Michael Heizer

28 September - 15 November 2003

New York



exhibition: Michael Heizer

dates: 28 September to 15 November 2003

This is the first installation in New York in almost a decade of works by Michael Heizer. The exhibition consists of three paintings (dating from 1967 and 1975), and a large stone sculpture from 1977, four rare works that explicate the structural analogies of his large-scale outdoor works: light and dark, positive and negative, presence and absence.

Eccentric Painting (1967/75), is among the first of Heizer's geometric paintings, a group of irregularly-shaped paintings that balance negative and positive repetitions of form and led directly into the first earthworks. The form of Eccentric Painting specifically influenced the structural facade of his first major desert architectural project, City Complex One (1972-74).

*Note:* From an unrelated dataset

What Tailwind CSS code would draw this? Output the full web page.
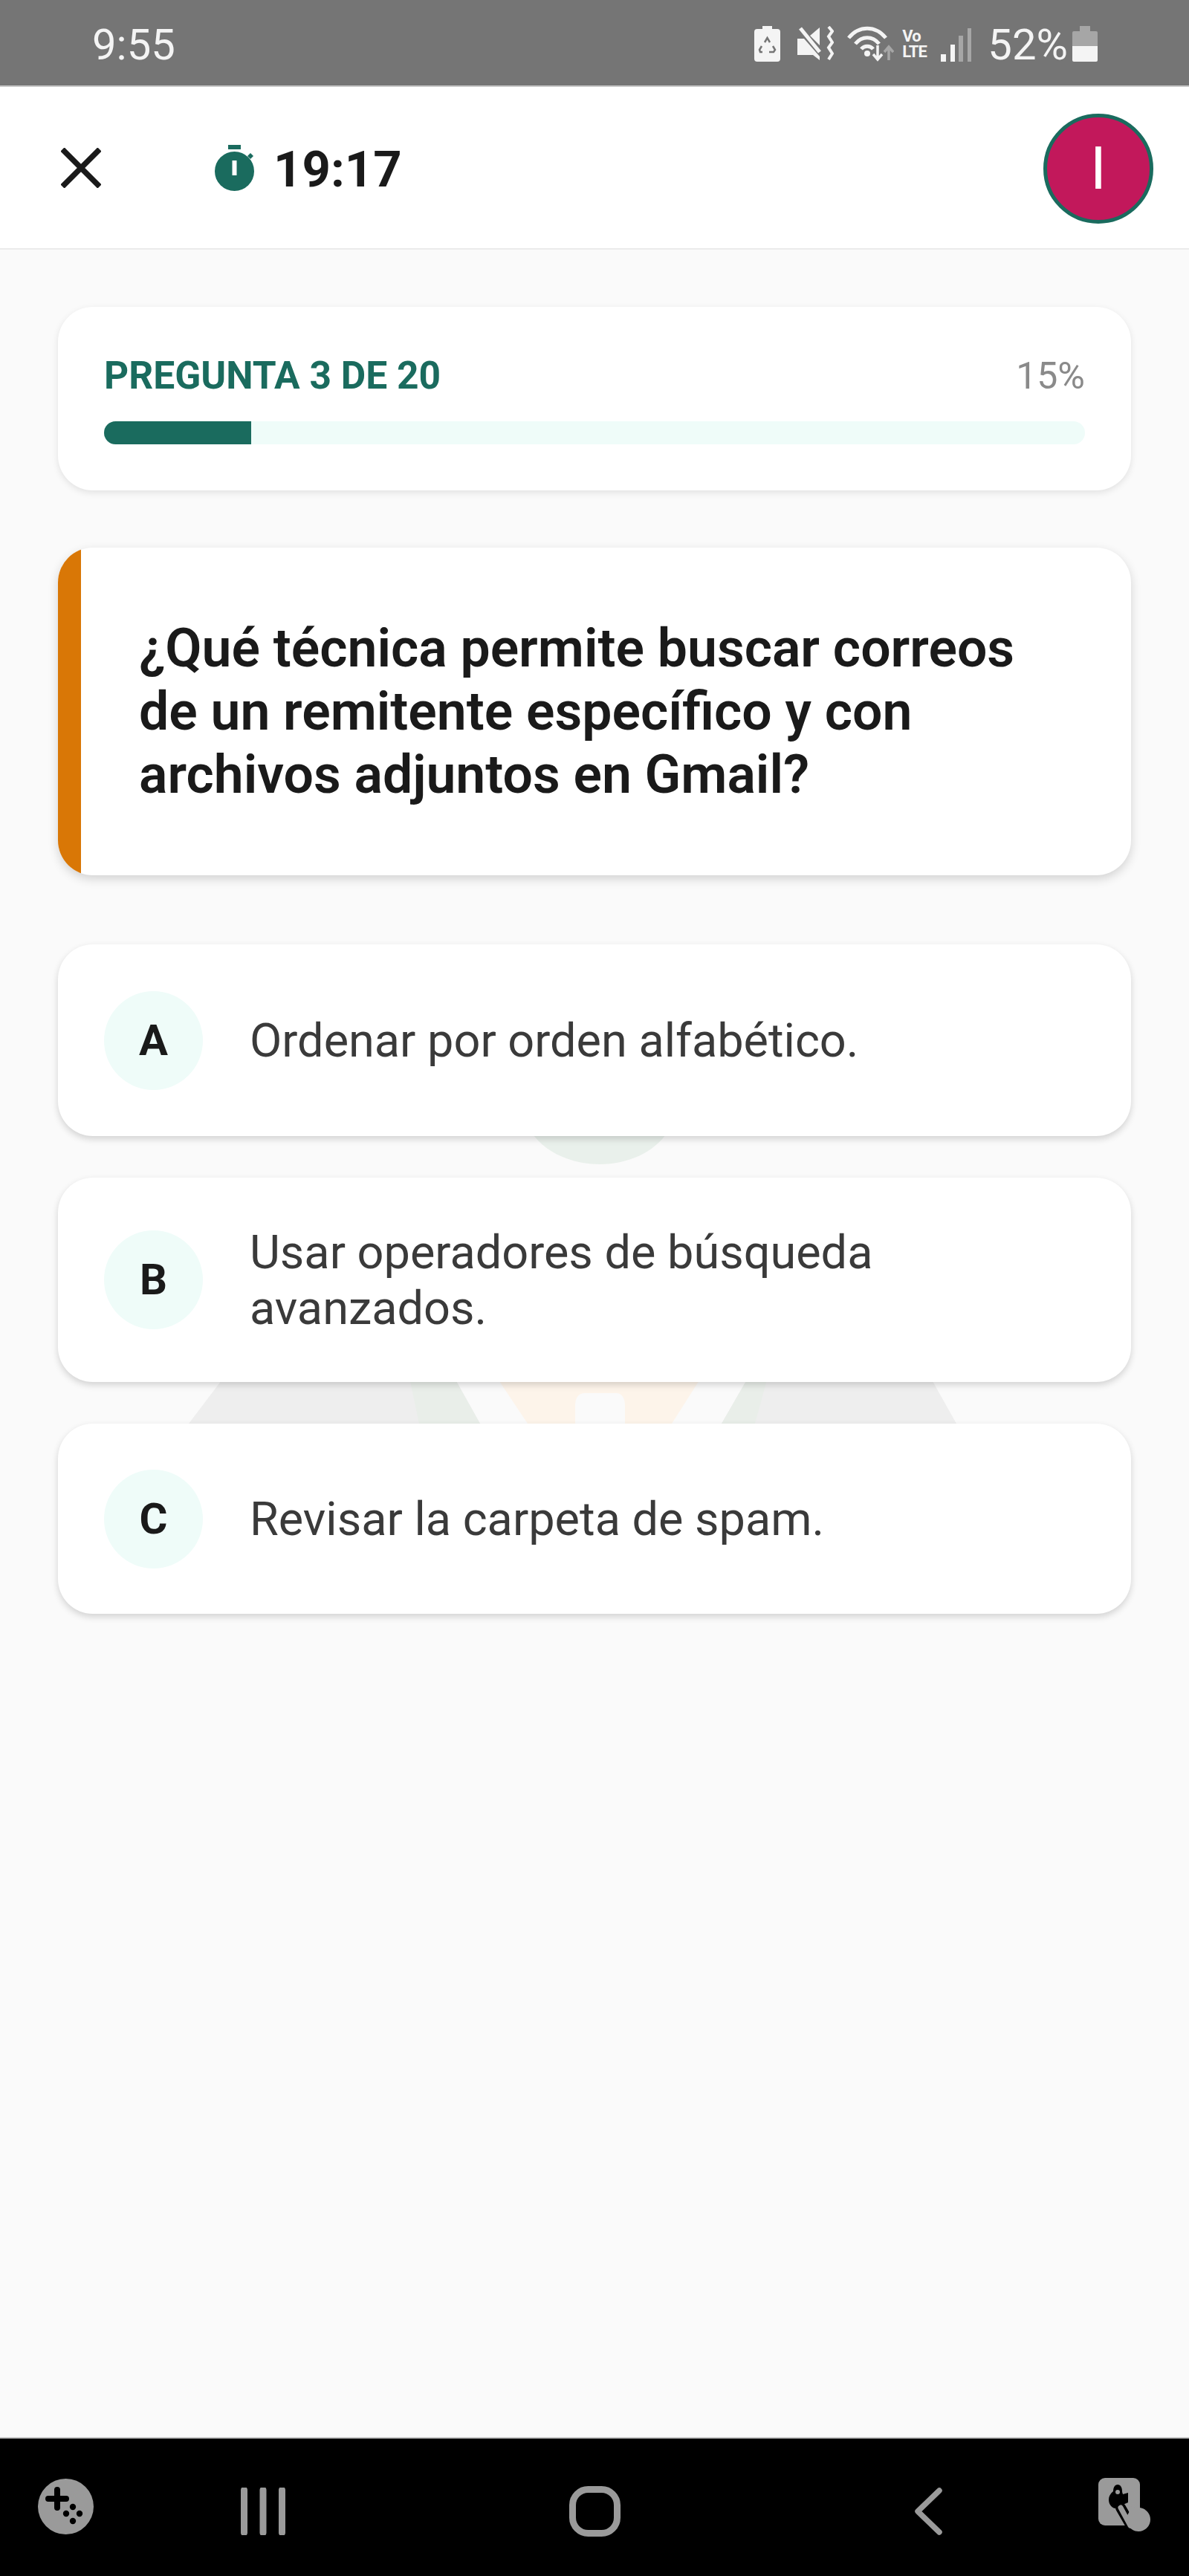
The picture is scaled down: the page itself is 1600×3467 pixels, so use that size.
<!DOCTYPE html>
<html lang="es">
<head>
    <meta charset="UTF-8">
    <meta name="viewport" content="width=device-width, initial-scale=1.0">
    <title>Pregunta 3 de 20</title>
    <script src="https://cdn.jsdelivr.net/npm/@tailwindcss/browser@4"></script>
</head>
<body class="font-[Roboto,sans-serif] bg-black">
    <div class="w-[1600px] h-[3467px] flex flex-col overflow-hidden">

        <!-- Status bar -->
        <div class="h-[117px] shrink-0 bg-[#757575] border-b-2 border-[#c8c8c8] flex items-start relative">
            <span class="ml-[124px] mt-[26px] text-[58px] leading-[68px] text-[#f4f4f4]">9:55</span>
            <div class="ml-auto mr-[123px] mt-[35px] flex items-start">
                <!-- battery saver -->
                <svg class="w-[35px] h-[48px]" viewBox="0 0 35 48">
                    <path d="M11 0h13v4h7a4 4 0 0 1 4 4v36a4 4 0 0 1-4 4H4a4 4 0 0 1-4-4V8a4 4 0 0 1 4-4h7z" fill="#f4f4f4"/>
                    <path d="M14 22l3.500-6 3.500 6M25 27l3 5-2 3h-6M11 35H8l-1-3 3-5" fill="none" stroke="#757575" stroke-width="2.500"/>
                </svg>
                <!-- mute + vibrate -->
                <svg class="ml-[23px] w-[49px] h-[48px]" viewBox="0 0 49 48">
                    <path d="M0 17h9l21 24v5l-9-7H0z" fill="#f4f4f4"/>
                    <path d="M17 13l13-11v24z" fill="#f4f4f4"/>
                    <path d="M4 3l26 32" stroke="#f4f4f4" stroke-width="5"/>
                    <path d="M42 1l5 6-5 7 5 8-5 7 5 8-5 8" fill="none" stroke="#f4f4f4" stroke-width="4"/>
                </svg>
                <!-- wifi -->
                <svg class="ml-[18px] w-[63px] h-[48px]" viewBox="0 0 63 48">
                    <path d="M2 16C16 -1 38 -1 52 16" fill="none" stroke="#f4f4f4" stroke-width="5"/>
                    <path d="M11 24C20 13 34 13 43 24" fill="none" stroke="#f4f4f4" stroke-width="5"/>
                    <path d="M19 31C23 26 31 26 35 31" fill="none" stroke="#f4f4f4" stroke-width="5"/>
                    <circle cx="27" cy="37" r="4" fill="#f4f4f4"/>
                    <path d="M41 26v18M35 38l6 7 6-7" fill="none" stroke="#f4f4f4" stroke-width="3.500"/>
                    <path d="M56 46V30M50 35l6-7 6 7" fill="none" stroke="#a6a6a6" stroke-width="3.500"/>
                </svg>
                <!-- VoLTE -->
                <div class="ml-[11px] mt-[3px] w-[38px] flex flex-col items-start text-[#f4f4f4] font-bold text-[22px] leading-[21px] tracking-[-1px]">
                    <span>Vo</span>
                    <span>LTE</span>
                </div>
                <!-- signal -->
                <svg class="ml-[14px] mt-[3px] w-[42px] h-[45px]" viewBox="0 0 42 45">
                    <rect x="0" y="35" width="7" height="10" fill="#f4f4f4"/>
                    <rect x="13" y="22" width="6" height="23" fill="#f4f4f4"/>
                    <rect x="24" y="10" width="6" height="35" fill="#a6a6a6"/>
                    <rect x="36" y="0" width="5" height="45" fill="#a6a6a6"/>
                </svg>
                <span class="ml-[21px] -mt-[9px] text-[58px] leading-[68px] text-[#f4f4f4]">52%</span>
                <!-- battery -->
                <svg class="ml-[6px] w-[34px] h-[48px]" viewBox="0 0 34 48">
                    <path d="M10 0h14v7h8a2 2 0 0 1 2 2v18H0V9a2 2 0 0 1 2-2h8z" fill="#a6a6a6"/>
                    <path d="M0 27h34v19a2 2 0 0 1-2 2H2a2 2 0 0 1-2-2z" fill="#f4f4f4"/>
                </svg>
            </div>
        </div>

        <!-- Header -->
        <div class="h-[219px] shrink-0 bg-white border-b-2 border-[#ebebeb] flex items-center pl-[82px] pr-[48px] relative z-10">
            <svg class="w-[54px] h-[54px]" viewBox="0 0 54 54">
                <path d="M2 2l50 50M52 2L2 52" stroke="#1a1a1a" stroke-width="7.500"/>
            </svg>
            <svg class="ml-[153px] w-[53px] h-[62px]" viewBox="0 0 53 62">
                <rect x="18" y="0" width="17" height="6" fill="#1a6b5e"/>
                <circle cx="26.500" cy="35.500" r="26.500" fill="#1a6b5e"/>
                <path d="M44 15l4-4 4 4-4 4z" fill="#1a6b5e"/>
                <rect x="23.500" y="21" width="6" height="20" fill="#ffffff"/>
            </svg>
            <span class="ml-[26px] mt-[5px] text-[67px] leading-[76px] font-bold text-[#1a1a1a]">19:17</span>
            <div class="ml-auto mt-[3px] w-[148px] h-[148px] rounded-full bg-[#c2185b] border-[5px] border-[#1a6b5e] flex items-center justify-center">
                <span class="text-[80px] leading-none text-white">I</span>
            </div>
        </div>

        <!-- Quiz -->
        <main class="flex-1 bg-[#fafafa] relative px-[78px] pt-[77px]">
            <!-- watermark behind the options -->
            <svg class="absolute top-0 left-0 w-[1600px] h-[2944px]" viewBox="0 336 1600 2944">
                <path d="M705 1500h203c-8 40-52 67-101 67s-94-27-102-67z" fill="#e9f0eb"/>
                <path d="M304 1850h305l37 66H254z" fill="#eeeeee"/>
                <path d="M550 1850h59l37 66h-82z" fill="#e9eee9"/>
                <path d="M1009 1850h241l37 66H971z" fill="#eeeeee"/>
                <path d="M1009 1850h25l-18 66h-45z" fill="#e9eee9"/>
                <path d="M666 1850h280l-42 66H841v-24c0-10-4-17-12-17h-42c-9 0-13 7-13 17v24h-64z" fill="#fdf4ea"/>
            </svg>

            <div class="relative flex flex-col">
                <!-- Progress -->
                <div class="h-[247px] bg-white rounded-[47px] shadow-[0_3px_10px_rgba(0,0,0,0.10)] px-[62px] pt-[63px]">
                    <div class="flex items-center justify-between h-[60px]">
                        <span class="text-[51.500px] leading-[60px] font-bold text-[#1a6b5e]">PREGUNTA 3 DE 20</span>
                        <span class="text-[50px] leading-[60px] text-[#8a8a8a]">15%</span>
                    </div>
                    <div class="mt-[31px] h-[31px] rounded-full bg-[#effcf9] overflow-hidden">
                        <div class="h-full w-[15%] bg-[#1a6b5e]"></div>
                    </div>
                </div>

                <!-- Question -->
                <div class="mt-[77px] h-[441px] bg-white rounded-[47px] shadow-[0_5px_14px_rgba(0,0,0,0.16)] overflow-hidden flex">
                    <div class="w-[31px] shrink-0 bg-[#d97706]"></div>
                    <p class="pl-[78px] pr-[135px] self-center text-[71.500px] leading-[85px] font-semibold text-[#1a1a1a]">¿Qué técnica permite buscar correos de un remitente específico y con archivos adjuntos en Gmail?</p>
                </div>

                <!-- Options -->
                <div class="mt-[93px] flex flex-col gap-[56px]">
                    <div class="h-[258px] bg-white rounded-[47px] shadow-[0_4px_10px_rgba(0,0,0,0.16)] flex items-center pl-[62px] pr-[100px]">
                        <div class="w-[133px] h-[133px] shrink-0 rounded-full bg-[#effcf9] flex items-center justify-center text-[58px] font-bold text-[#1a1a1a]">A</div>
                        <span class="ml-[63px] text-[63px] leading-[75px] text-[#3a3a3a]">Ordenar por orden alfabético.</span>
                    </div>
                    <div class="h-[275px] bg-white rounded-[47px] shadow-[0_4px_10px_rgba(0,0,0,0.16)] flex items-center pl-[62px] pr-[200px]">
                        <div class="w-[133px] h-[133px] shrink-0 rounded-full bg-[#effcf9] flex items-center justify-center text-[58px] font-bold text-[#1a1a1a]">B</div>
                        <span class="ml-[63px] text-[63px] leading-[75px] text-[#3a3a3a]">Usar operadores de búsqueda avanzados.</span>
                    </div>
                    <div class="h-[256px] bg-white rounded-[47px] shadow-[0_4px_10px_rgba(0,0,0,0.16)] flex items-center pl-[62px] pr-[100px]">
                        <div class="w-[133px] h-[133px] shrink-0 rounded-full bg-[#effcf9] flex items-center justify-center text-[58px] font-bold text-[#1a1a1a]">C</div>
                        <span class="ml-[63px] text-[63px] leading-[75px] text-[#3a3a3a]">Revisar la carpeta de spam.</span>
                    </div>
                </div>
            </div>
        </main>

        <!-- Nav bar -->
        <div class="h-[187px] shrink-0 bg-black border-t-2 border-[#c8c8c8] flex items-start pl-[51px]">
            <!-- game launcher -->
            <svg class="mt-[54px] w-[75px] h-[75px]" viewBox="0 0 75 75">
                <circle cx="37.500" cy="37.500" r="37.500" fill="#9a9a9a"/>
                <path d="M26 15v24M14 27h24" stroke="#000000" stroke-width="8" stroke-linecap="round"/>
                <circle cx="47" cy="38" r="4.200" fill="#000000"/>
                <circle cx="38" cy="47" r="4.200" fill="#000000"/>
                <circle cx="56" cy="47" r="4.200" fill="#000000"/>
                <circle cx="47" cy="57" r="4.200" fill="#000000"/>
            </svg>
            <!-- recents -->
            <svg class="ml-[198px] mt-[66px] w-[60px] h-[64px]" viewBox="0 0 60 64">
                <path d="M4.500 3v58M30 3v58M55.500 3v58" stroke="#9a9a9a" stroke-width="9" stroke-linecap="round"/>
            </svg>
            <!-- home -->
            <svg class="ml-[382px] mt-[64px] w-[69px] h-[68px]" viewBox="0 0 69 68">
                <rect x="4.500" y="4.500" width="60" height="59" rx="21" fill="none" stroke="#9a9a9a" stroke-width="9"/>
            </svg>
            <!-- back -->
            <svg class="ml-[396px] mt-[66px] w-[37px] h-[64px]" viewBox="0 0 37 64">
                <path d="M33 4L4 32l29 28" fill="none" stroke="#9a9a9a" stroke-width="7.500" stroke-linecap="round" stroke-linejoin="round"/>
            </svg>
            <!-- touch lock -->
            <svg class="ml-[210px] mt-[53px] w-[70px] h-[72px]" viewBox="0 0 70 72">
                <rect x="0" y="0" width="56" height="64" rx="9" fill="#9a9a9a"/>
                <path d="M26 9c-4 0-6 4-6 9-4 3-6 7-6 11 0 6 3 10 8 12l18-8V20l-7 2c0-1-1-2-1-4 0-5-2-9-6-9z" fill="#000000"/>
                <circle cx="26" cy="19" r="3" fill="#9a9a9a"/>
                <path d="M30 40l15 26" stroke="#000000" stroke-width="14" stroke-linecap="round"/>
                <path d="M30 40l13 24" stroke="#9a9a9a" stroke-width="7" stroke-linecap="round"/>
                <circle cx="54" cy="56" r="16" fill="#9a9a9a"/>
                <path d="M42 38l20 4 8 14-14 14-16-6z" fill="#9a9a9a"/>
            </svg>
        </div>
    </div>
</body>
</html>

After creating some of his most ambitious earthworks, Heizer made a second group of paintings in the 70s, and from this group are shown two large irregularly shaped circular paintings. Both Untitled #2 (1975) and Untitled #9 (1975) explore in two dimensions the geometric and optical relationships at the core of his earthworks, specifically the void in Double Negative (1969-70). Both on circular canvas, a void in the center is represented by bare canvas or a dense application of aluminum powder, respectively. Cut away from the canvases are simple shapes whose measurements are determined by formulas found in the geometric framework of the canvas and the circular void. Heizer simplifies the dualism inherent in nature: space is activated by both presence and absence, the geometry that creates the form also subtracts from it.

The granite sculpture, 4 Part Circle / Quebec (1977), titled after the source of the stone, is a geometric arrangement of circles and their equivalent parts and a study of displacement and harmony that was later fully realized in his large-scale urban projects, This Equals That (1976-80) and Guenette (1978). The sculpture consists of a large circle surrounded by four smaller circles and their fragments that are its equivalent in area and weight. All the elements are arranged on sculptural base that refers as much to the tradition of the sculptural pedestal as it does to ancient altar arrangements.